Iv know for the last few months that I do need to end things . I am definitely too scared to leave because I don't want to be left with nothing and on my own I know how stupid and shallow that sounds because if this was anyone else I'd be like what the hell just bloody leave ! I love travelling and obviously he doesn't 😌 I went for my 1st walk on the beach this weekend since lockdown started and I felt so free it made me realise how much more I wanted out of life

OP posts:
Queenest · 13/07/2020 18:32

He is making his problem your problem, but without a care for you. It’s all about him.

Leave him and have some fun - you have plenty of time for settling down. Your future self will thank you.

2bazookas · 13/07/2020 19:01

He obviously knows less than nothing about sex except his own dismal experience. Maybe he thinks that's normal? As you misled him and said you're fine, it's quite possible he's under the delusion you come as fast as he does.

  First thing you have to do is explain that  you were too shy to tell  him the truth  ; it's not fine for you, it has never been fine, and  that  you want and need  far more. 

  Since he misled you about his own  sexual experience it might make him more understanding about why you've pretended for so long.
Skyla2005 · 13/07/2020 20:55

If you dont end it you will be one of the posters on here saying they are in a sexless marriage and completely miserable they always say sex wasn’t great before but now it’s non existent. Don’t settle for this crap

Dery · 13/07/2020 21:11

"If you dont end it you will be one of the posters on here saying they are in a sexless marriage and completely miserable they always say sex wasn’t great before but now it’s non existent. Don’t settle for this crap"

This.

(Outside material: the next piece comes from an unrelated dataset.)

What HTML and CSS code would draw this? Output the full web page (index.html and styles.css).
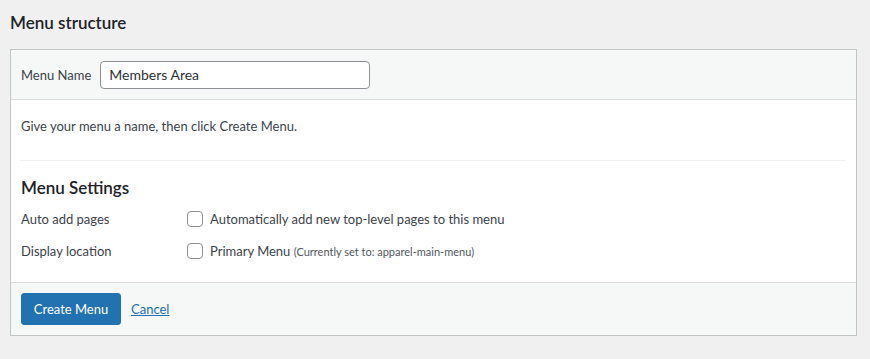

Being splendidly single would be far better than this miserable drudgery and a whole world of opportunities will open up to you.

DoWahDiddy · 13/07/2020 21:47

What with his faux sexperience and your lack of transparency will this work without both of you being upfront and honest? A frank discussion is needed here.

I'm a man and a few years ago had a mental wobble, the docs put me on the anti-depressant Sertraline. One of the side effects, that I was unaware of, was to suppress ejaculation. That side effect made me even more depressed. I told the doctor of my woes and he said Sertraline was also used to treat premature ejaculation. I ditched that medication!

There are options, OP.

achillesratty · 13/07/2020 22:28

Leave, now. Not only does he have premature ejaculation that he is unwilling to do anything about, he doesn't even try to satisfy you in other ways with his hands or mouth. If all that wasn't bad enough he is controlling your sexuality by telling you that you are not allowed toys.

I am not surprised he's worried you would prefer a vibrator, he's so inept and selfish and any woman would choose the vibrator. You are too young for crap like this, it's not your job to fix his dire sexual performance.